Treasury on the spot over delayed release of Sh78bn to counties

Devolved units last received money in September and are struggling to fund operations

In Summary

• Treasury must transfer money to the operations account before requisitions are made to authorise release of funds.

• The 47 counties were allocated Sh378.1 billion – Sh316.5 billion for equitable share and Sh13.73 billion in conditional grants.

Council of Governors chairman Wycliff Oparanya and other governors during a briefing on the Ugatuzi Initiative.
CASH-STRAPPED: Council of Governors chairman Wycliff Oparanya and other governors during a briefing on the Ugatuzi Initiative.

The National Treasury is on the spot for delayed release of Sh78 billion to counties, a situation that has brought most of them to their knees.

The devolved units have not received disbursements for three months, disrupting services, including the fight against Covid-19.

Governors have warned that services in the counties could soon come to a halt if the Treasury continues to hold onto the funds.

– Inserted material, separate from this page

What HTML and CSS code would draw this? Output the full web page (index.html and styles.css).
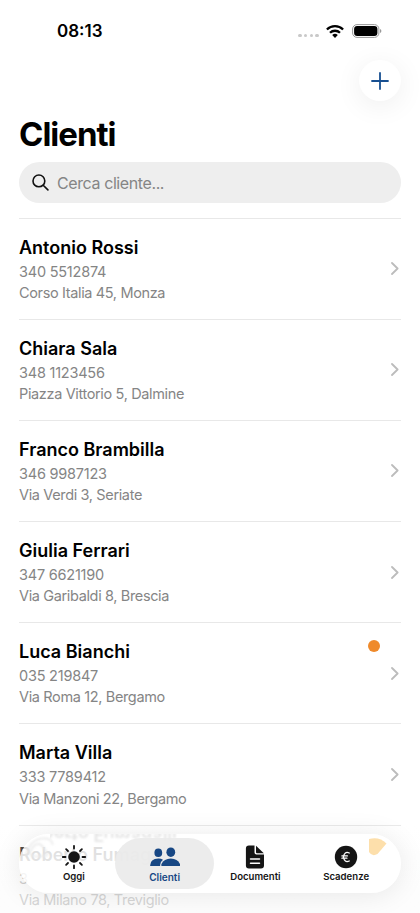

A Senate committee has summoned 'Big Five' players in the devolution arena to discuss challenges, including the late disbursement of cash by the Treasury to counties that have affected budget executions.

The County Public Accounts and Investments Committee has invited Treasury CS Ukur Yatani, Controller of Budget Margaret Nyakango, Auditor General Nancy Gathungu, Council of Governors chairman Wycliffe Oparanya, EACC CEO Twalib Mbarak and Attorney General to the meeting on Friday.

Yesterday, CoB Nyakango disclosed that the counties have only received funds meant for two months since the beginning of this financial year.

Even so, the funds were released in September– nearly three months into the 2020-21 financial year.

This was caused by the prolonged delay in passing the enabling laws owing to the stand-off in the passage of the third basis for revenue sharing among counties by the Senate.

“It is actually true that they have not received the equitable share for September, October and November,” Nyakango said. She put the blame squarely on the Treasury’s doorstep.

“I authorise the release of what has been put in the county revenue fund. So they know who has not given them the money. It is definitely not CoB."

"Why would I sit on the money if it is in the accounts?” the CoB posed, turning the spotlight on the Treasury.

The Treasury has to transfer the money to the operations account before requisitions are made to her office to authorise the release of the funds.

The 47 devolved units were allocated a total of Sh378.1 billion – Sh316.5 billion for equitable share and conditional grants by the national government.

The grants include Sh6.21 billion for lease of the controversial medical equipment, and Sh4.33 billion for 11 level 5 hospitals.

Others include Sh9.43 billion from the road maintenance and fuel levy. Loans and grants from development partners’ account for Sh30.2 billion.

The Public Finance Management Act, the County Allocation of Revenue Act (Cara) as well as the cash disbursement schedule approved by the Senate, requires the Treasury to promptly and without undue delay release the cash to the counties.

The money should hit the respective county revenue fund accounts held at the Central Bank by the 15th of every month for use the following month.

The Treasury last released the money on September 17. The Sh50 billion was released to carter for the months of July and August after services in counties were halted due to lack of finances.

Early this month, Council of Governors chairman Wycliffe Oparanya protested to Yatani for the delayed disbursement and warned of another shutdown should the crisis persist.

In a letter dated November 2 to the Treasury CS, Oparanya said the counties had not received the September and October allocations as provided for in the Division of Revenue Act and County Allocation Revenue Act (Cara) as stipulated in the Cash Disbursement Schedule.

“To this end, county employees have not been paid salaries for the month of September and October. The implementation of the development budget for quarter four is also lagging behind,” Oparanya said.